The other solution, of course, is to paint thinly onto a white surface, just as in traditional watercolor. The method used by Ted Seth Jacobs and his students such as Tony Ryder, for example, typically begins with a “color wash.” That means applying the first layer of paint very thinly, mixed with dilutant. While wet, the color can be lightened by wiping away paint with a dry rag or brush; or one dipped in dilutant. In this method, the initial color wash layer is later painted over with opaque paint mixed with white. A similar method can be used with traditional glazing technique or when a certainly watercolor-ish look is desired.
If you’re not used to painting without white, a good exercise is to try to complete a painting while using white only when absolutely necessary. That can generate an overall range of value and chroma that is markedly different than a painting in which white is used liberally. If you struggle with “chalky” mixtures, a minimal white approach can really help.

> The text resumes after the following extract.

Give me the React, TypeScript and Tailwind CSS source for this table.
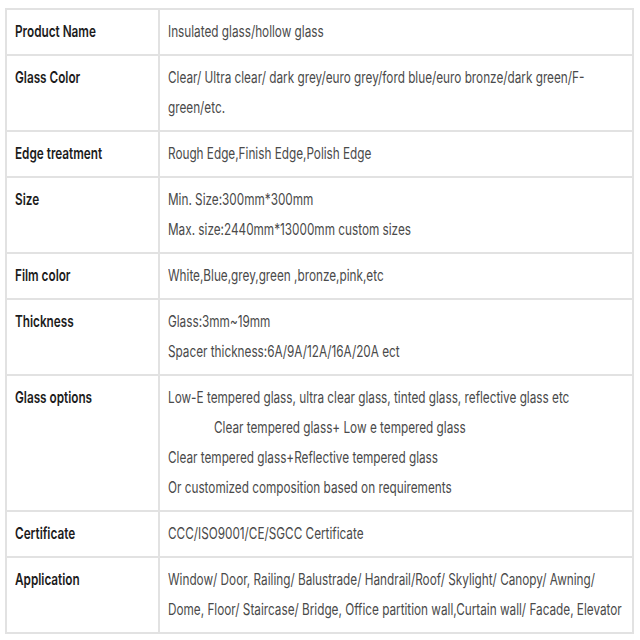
const rows: { label: string; lines: { text: string; indent?: boolean }[] }[] = [
  { label: "Product Name", lines: [{ text: "Insulated glass/hollow glass" }] },
  {
    label: "Glass Color",
    lines: [
      { text: "Clear/ Ultra clear/ dark grey/euro grey/ford blue/euro bronze/dark green/F-" },
      { text: "green/etc." },
    ],
  },
  { label: "Edge treatment", lines: [{ text: "Rough Edge,Finish Edge,Polish Edge" }] },
  {
    label: "Size",
    lines: [{ text: "Min. Size:300mm*300mm" }, { text: "Max. size:2440mm*13000mm custom sizes" }],
  },
  { label: "Film color", lines: [{ text: "White,Blue,grey,green ,bronze,pink,etc" }] },
  {
    label: "Thickness",
    lines: [{ text: "Glass:3mm~19mm" }, { text: "Spacer thickness:6A/9A/12A/16A/20A ect" }],
  },
  {
    label: "Glass options",
    lines: [
      { text: "Low-E tempered glass, ultra clear glass, tinted glass, reflective glass etc" },
      { text: "Clear tempered glass+ Low e tempered glass", indent: true },
      { text: "Clear tempered glass+Reflective tempered glass" },
      { text: "Or customized composition based on requirements" },
    ],
  },
  { label: "Certificate", lines: [{ text: "CCC/ISO9001/CE/SGCC Certificate" }] },
  {
    label: "Application",
    lines: [
      { text: "Window/ Door, Railing/ Balustrade/ Handrail/Roof/ Skylight/ Canopy/ Awning/" },
      { text: "Dome, Floor/ Staircase/ Bridge, Office partition wall,Curtain wall/ Facade, Elevator" },
    ],
  },
];

export default function App() {
  return (
    <div className="w-[640px] h-[640px] bg-white pt-[8px] pl-[5px] font-['Inter',sans-serif]">
      <table className="w-[629px] border-collapse border-2 border-[#e2e2e2] table-fixed">
        <colgroup>
          <col className="w-[153px]" />
          <col />
        </colgroup>
        <tbody>
          {rows.map((row) => (
            <tr key={row.label}>
              <td className="border-2 border-[#e2e2e2] align-top px-[8px] pt-[6px] pb-[8px] leading-[30px]">
                <div className="origin-left scale-x-[0.735] whitespace-nowrap text-[16px] font-semibold text-[#1c1c1c]">
                  {row.label}
                </div>
              </td>
              <td className="border-2 border-[#e2e2e2] align-top px-[8px] pt-[6px] pb-[8px] leading-[30px]">
                {row.lines.map((line, i) => (
                  <div
                    key={i}
                    className={`origin-left scale-x-[0.735] whitespace-nowrap text-[16px] text-[#4a4a4a] ${line.indent ? "ml-[46px]" : ""}`}
                  >
                    {line.text}
                  </div>
                ))}
              </td>
            </tr>
          ))}
        </tbody>
      </table>
    </div>
  );
}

My student told me about Robert Doak. Thought I would check out this site. It is interesting to me that you have this article on WHITELESSNESS. Part of my process in teaching is that I limit or actually take away the student’s use of white until they have understood the value of the colors they are using. Even if in an arbitrary fashion. It is part of my own personal perspective in truly understanding COLOR. I work in oil and am known as a colorist and have been developing my ideas on color for the last 39 years.
Margaret,
Thanks for your thoughts. I think that requiring a student to do studies without white is a very good idea, although I don’t think that you have a full understanding of color mixing until you can also use white to make colors that are unobtainable without it.
Best wishes,
David
AGREED. But if you let them use the white too soon, I find that they become sort of dependent on it. Kinda like black too. Better to eliminate it in the beginning then return it when they’ve got the idea. When they push their colors they know how far they can go.
Perhaps a most natural transition for a beginning painter would be to work only in say an umber and round brushes with diluent. After working in charcoal this sort of neutral monochrome approach without white seems bound to advance the student quickly.
Anwar,
That’s certainly one way to go about it. A wash painting, especially as a first layer, is a very effective beginning. In the method taught by Ted Seth Jacobs, teacher of well-known realists such as Jacob Collins and Tony Ryder, paintings start with a colored wash painting using no white, then proceed to direct opaque painting using a full palette. That seems to work pretty well, but learning to do it in monochrome before proceeding to color makes sense to me.
calcium carbonate might gets handy for full chroma impastos , just mix the pigment/tube painting with lots of calcium carbonate! no need for white.
That can work, although there are limits to what you can achieve with chalk.
David, I am a self taught artist, using oils. I do a fair amount of kids photography that I then transfer to canvas and paint into the photograph. I have been relatively successful and have some of my work in a couple of galleries. My question is where to I start to better understand a variety of things such as prospective, drying, and colors. Thanks, Cindi
Cindi,
I’d suggest you look through the archives on this site. Also search the web for other artist’s sites that have information on technique.